Sun Sentinel Palm Beach Edition
DeSantis tours the Everglades
Republican governor candidate touts environmental record.
By offering up a 12-point policy plan and made-forTV visuals, Republican governor nominee Ron DeSantis is attempting to brand himself as a champion of Florida’s environment.
He started Wednesday morning, rolling out an environmental plan that his campaign said would restore the Everglades, stop toxic algae discharges, look for solutions to red tide, ban fracking for oil and protect the state’s beaches, water supply, springs, parks and air.
DeSantis also said he would promote policies to deal with rising sea levels in South Florida, though the plan didn’t address global climate change. And it included a pledge to use his “unique relationship” with President Donald Trump to “ensure that oil drilling never occurs off Florida’s coastlines.”

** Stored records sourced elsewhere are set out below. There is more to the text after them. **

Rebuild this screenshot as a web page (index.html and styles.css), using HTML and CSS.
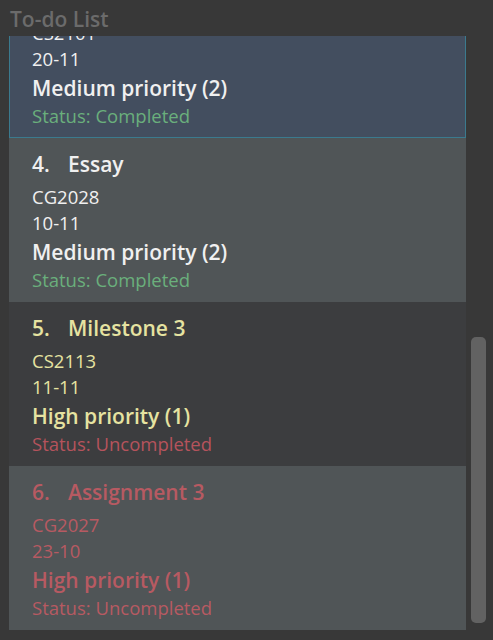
FILE: index.html
```html
<!DOCTYPE html>
<html>
<head>
<meta charset="utf-8">
<link rel="stylesheet" href="styles.css">
</head>
<body>
<div class="app">
  <div class="header">To-do List</div>
  <div class="panel">
    <div class="viewport">
      <div class="list">
        <div class="card selected done">
          <div class="title"><span class="idx">3.</span>Reflection</div>
          <div class="line">CS2101</div>
          <div class="line">20-11</div>
          <div class="prio">Medium priority (2)</div>
          <div class="status">Status: Completed</div>
        </div>
        <div class="card alt done">
          <div class="title"><span class="idx">4.</span>Essay</div>
          <div class="line">CG2028</div>
          <div class="line">10-11</div>
          <div class="prio">Medium priority (2)</div>
          <div class="status">Status: Completed</div>
        </div>
        <div class="card high">
          <div class="title"><span class="idx">5.</span>Milestone 3</div>
          <div class="line">CS2113</div>
          <div class="line">11-11</div>
          <div class="prio">High priority (1)</div>
          <div class="status">Status: Uncompleted</div>
        </div>
        <div class="card alt overdue">
          <div class="title"><span class="idx">6.</span>Assignment 3</div>
          <div class="line">CG2027</div>
          <div class="line">23-10</div>
          <div class="prio">High priority (1)</div>
          <div class="status">Status: Uncompleted</div>
        </div>
      </div>
    </div>
    <div class="scrollbar"><div class="thumb"></div></div>
  </div>
</div>
</body>
</html>
```
FILE: styles.css
```css
html, body {
  margin: 0;
  padding: 0;
  background: #383838;
}
.app {
  width: 493px;
  height: 640px;
  font-family: "Open Sans", "Noto Sans", sans-serif;
  overflow: hidden;
}
.header {
  height: 36px;
  box-sizing: border-box;
  padding-left: 10px;
  padding-top: 4px;
  line-height: 30px;
  font-size: 21px;
  font-weight: 600;
  color: #6b6b6b;
}
.panel {
  display: flex;
  height: 604px;
}
.viewport {
  width: 457px;
  margin-left: 9px;
  overflow: hidden;
}
.list {
  margin-top: -62px;
}
.card {
  height: 164px;
  box-sizing: border-box;
  padding: 11px 10px 9px 23px;
  background: #3c3d3f;
  color: #f0f0f0;
}
.card.alt {
  background: #505557;
}
.card.selected {
  background: #434e5f;
  border: 1px solid #3b7a8e;
  padding: 10px 9px 8px 22px;
}
.title {
  font-size: 21px;
  font-weight: 600;
  line-height: 30px;
  white-space: nowrap;
}
.idx {
  display: inline-block;
  width: 36px;
}
.line {
  font-size: 18.5px;
  line-height: 26px;
}
.title + .line {
  margin-top: 5px;
}
.prio {
  font-size: 21px;
  font-weight: 600;
  line-height: 30px;
  margin-top: 1px;
}
.status {
  font-size: 18.5px;
  line-height: 26px;
}
.done .status {
  color: #6aaf7c;
}
.high {
  color: #e6e3a1;
}
.high .status {
  color: #b5535c;
}
.overdue {
  color: #b75a62;
}
.overdue .status {
  color: #b75a62;
}
.scrollbar {
  width: 27px;
}
.thumb {
  margin-top: 301px;
  margin-left: 5px;
  width: 15px;
  height: 286px;
  border-radius: 5px;
  background: #626262;
}
```
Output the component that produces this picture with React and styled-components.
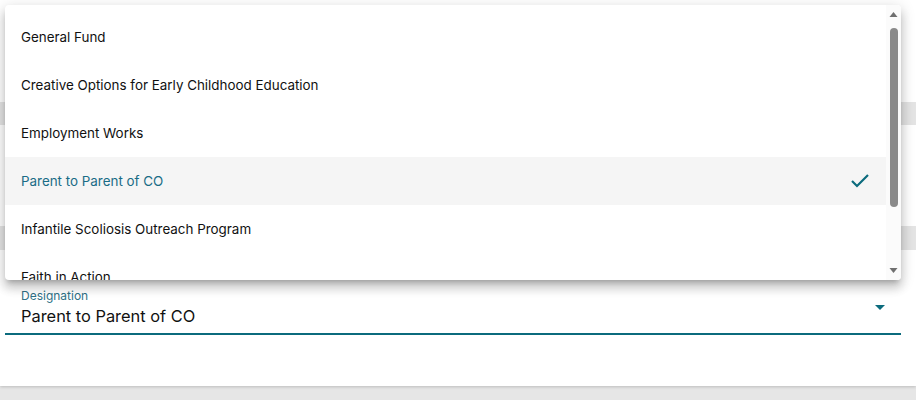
import React from "react";
import styled, { createGlobalStyle } from "styled-components";

const Global = createGlobalStyle`
  html, body { margin: 0; padding: 0; background: #e6e6e6; }
  body { font-family: "Inter", "Noto Sans", sans-serif; }
`;

const Page = styled.div`
  position: relative;
  width: 916px;
  height: 400px;
  overflow: hidden;
  background: #e6e6e6;
`;

const Card = styled.div`
  display: flex;
  flex-direction: column;
  height: 386px;
  background: #ffffff;
  box-shadow: 0 1px 3px rgba(0, 0, 0, 0.18);
`;

const Gap = styled.div`
  height: ${(p) => p.$h}px;
  flex: none;
`;

const Band = styled.div`
  height: ${(p) => p.$h}px;
  flex: none;
  background: #e4e4e4;
`;

const Field = styled.div`
  display: flex;
  flex-direction: column;
  margin: 0 15px 0 5px;
  padding: 0 16px;
  border-bottom: 2px solid #0b6b7d;
  position: relative;
  height: 49px;
  box-sizing: border-box;
`;

const Label = styled.div`
  font-size: 12px;
  color: #2f7186;
  line-height: 16px;
  margin-top: 2px;
`;

const Value = styled.div`
  font-size: 16.4px;
  color: #111;
  line-height: 22px;
  margin-top: 1px;
`;

const Arrow = styled.svg`
  position: absolute;
  right: 9px;
  top: 9px;
  width: 24px;
  height: 24px;
  fill: #0b6b7d;
`;

const Menu = styled.div`
  position: absolute;
  top: 5px;
  left: 5px;
  width: 896px;
  height: 275px;
  display: flex;
  background: #fff;
  border-radius: 4px;
  overflow: hidden;
  box-shadow: 0px 5px 5px -3px rgba(0, 0, 0, 0.2),
    0px 8px 10px 1px rgba(0, 0, 0, 0.14), 0px 3px 14px 2px rgba(0, 0, 0, 0.12);
`;

const List = styled.ul`
  flex: 1;
  margin: 0;
  padding: 8px 0;
  list-style: none;
`;

const Item = styled.li`
  display: flex;
  align-items: center;
  justify-content: space-between;
  height: 48px;
  padding: 0 16px;
  font-size: 13.4px;
  color: ${(p) => (p.$selected ? "#1a6c86" : "#111")};
  background: ${(p) => (p.$selected ? "#f5f5f5" : "transparent")};
`;

const Check = styled.svg`
  width: 20px;
  height: 20px;
  margin-right: 0;
`;

const Track = styled.div`
  width: 15px;
  flex: none;
  background: #fbfbfb;
  display: flex;
  flex-direction: column;
  align-items: center;
`;

const ArrowBtn = styled.svg`
  width: 15px;
  height: 17px;
  flex: none;
  fill: #6f6f6f;
`;

const Thumb = styled.div`
  width: 8px;
  height: 179px;
  margin-top: 6px;
  border-radius: 4px;
  background: #8a8a8a;
`;

const Filler = styled.div`
  flex: 1;
`;

const items = [
  "General Fund",
  "Creative Options for Early Childhood Education",
  "Employment Works",
  "Parent to Parent of CO",
  "Infantile Scoliosis Outreach Program",
  "Faith in Action",
];

export default function App() {
  return (
    <>
      <Global />
      <Page>
        <Card>
          <Gap $h={102} />
          <Band $h={23} />
          <Gap $h={101} />
          <Band $h={24} />
          <Gap $h={36} />
          <Field>
            <Label>Designation</Label>
            <Value>Parent to Parent of CO</Value>
            <Arrow viewBox="0 0 24 24">
              <path d="M7 10l5 5 5-5z" />
            </Arrow>
          </Field>
        </Card>
        <Menu>
          <List>
            {items.map((t) => {
              const sel = t === "Parent to Parent of CO";
              return (
                <Item key={t} $selected={sel}>
                  <span>{t}</span>
                  {sel && (
                    <Check viewBox="0 0 20 20">
                      <polyline
                        points="2,10 7,15 18,4"
                        fill="none"
                        stroke="#0b6b7d"
                        strokeWidth="2.2"
                      />
                    </Check>
                  )}
                </Item>
              );
            })}
          </List>
          <Track>
            <ArrowBtn viewBox="0 0 15 17">
              <path d="M3.5 12h8l-4-5z" />
            </ArrowBtn>
            <Thumb />
            <Filler />
            <ArrowBtn viewBox="0 0 15 17">
              <path d="M3.5 5h8l-4 5z" />
            </ArrowBtn>
          </Track>
        </Menu>
      </Page>
    </>
  );
}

He ended the day with a symbolic show of his support for the environment: an airboat tour of the Everglades in western Broward County, where he declared restoration of the troubled ecosystem is “very, very important.”
“I represent, maybe, an emergence of a Teddy Roosevelt-style Republican Party here in Florida,” DeSantis told reporters after the tour, recalling the conservationist president at the beginning of the 20th century.
Key flashpoints
Aliki Moncrief, executive director of Florida Conservation Voters, scoffed at the notion that DeSantis would be good for the environment.
“When it comes to DeSantis’s environmental plan, it almost reads as if he’s applying for the job of branch manager of the Florida branch of the Trump administration,” she said in a telephone news conference organized by the Florida Democratic Party.
DeSantis argues he’d be in a good position to fight offshore drilling, which is a federal issue, if he’s elected with governor because of his close ties to the president. DeSantis has been a tireless defender of Trump, and the president’s endorsement is seen as the pivotal factor in his victory over Adam Putnam in the primary for governor.
Moncrief, whose organization has endorsed Democrat Andrew Gillum, ridiculed DeSantis’s citing Trump as his way to prevent oil drilling off the Florida coast — since it’s the Trump administration that wants to increase offshore drilling.
She also faulted DeSantis for not outlining state initiatives to combat climate change. Instead, his plan calls for dealing with the effects of rising sea levels.
Pressed by reporters after
his airboat ride, DeSantis declined to definitively state if climate change is real and, if so, whether human activity is contributing to it.
“The sea rise may be because of human activity and changing climate. It may be. It may not. I don’t know,” he said, adding that human activity clearly has effects. “I think we contribute to changes in the environment, but I’m not in the pews of the global warming left” that attributes things like powerful hurricanes to climate change.
DeSantis plan
Several of the points in DeSantis’s plan don’t fit neatly with conservative Republican orthodoxy or deviate from policies pursued by Gov. Rick Scott, who can’t run again because of term limits.
The plan includes: ■ Completing Everglades restoration projects, including water storage south of Lake Okeechobee.
■ Pursuing “innovative technology” as well as money to combat beach erosion, an important priority for the tourism industry.
■ Emphasizing smart growth and efforts to improve South Florida’s resilience to rising sea levels.
■ Pushing legislation to ban fracking for oil in Florida.
■ Requiring that money voters set aside for land and water conservation efforts actually be spent on those priorities. Republicans who control state government have siphoned some of that money away for other purposes.
Democratic response
The Florida Democratic Party distributed a statement that called DeSantis “a sham environmentalist who has consistently done the bidding of Florida’s biggest polluters…. A few soundbites can’t erase Ron DeSantis’ atrocious voting record.” Democrats cited his votes to prohibit the Environmental Protection Agency form regulating certain pesticides and to cut federal spending on the environment and land and water conservation.
Moncrief said a hole in the plan is not addressing significant reductions implemented by Scott in the budgets for the state’s water management districts, which she said has reduced environmental spending.
Gillum’s communications director, Geoff Burgan, said by email that DeSantis “marched in lockstep with Donald Trump in Washington,” and that if elected governor would “help the special interests continue their
stranglehold on our environment.”
Friend or foe
DeSantis is a conservative who has frequently sounded the alarm about the excesses of big government.
The conservative group Heritage Action rated him as the most conservative member of Congress from Florida during his three terms. His free-market approach helped make DeSantis a congressional foe of federal policy that benefits the sugar industry through price supports designed to limit production and keep the price of sugar high.
Big Sugar is seen by many in the environmental community as the prime cause of environmental problems and the slow pace of Everglades restoration.
On Wednesday, DeSantis said his willingness to speak critically about Big Sugar contributed to his primary victory.
DeSantis questioned the proposed American Dream Miami, which would transform what is now 511 vacant acres in unincorporated northwest Miami-Dade into a mini-city off Interstate 75. Many environmentalists oppose the idea.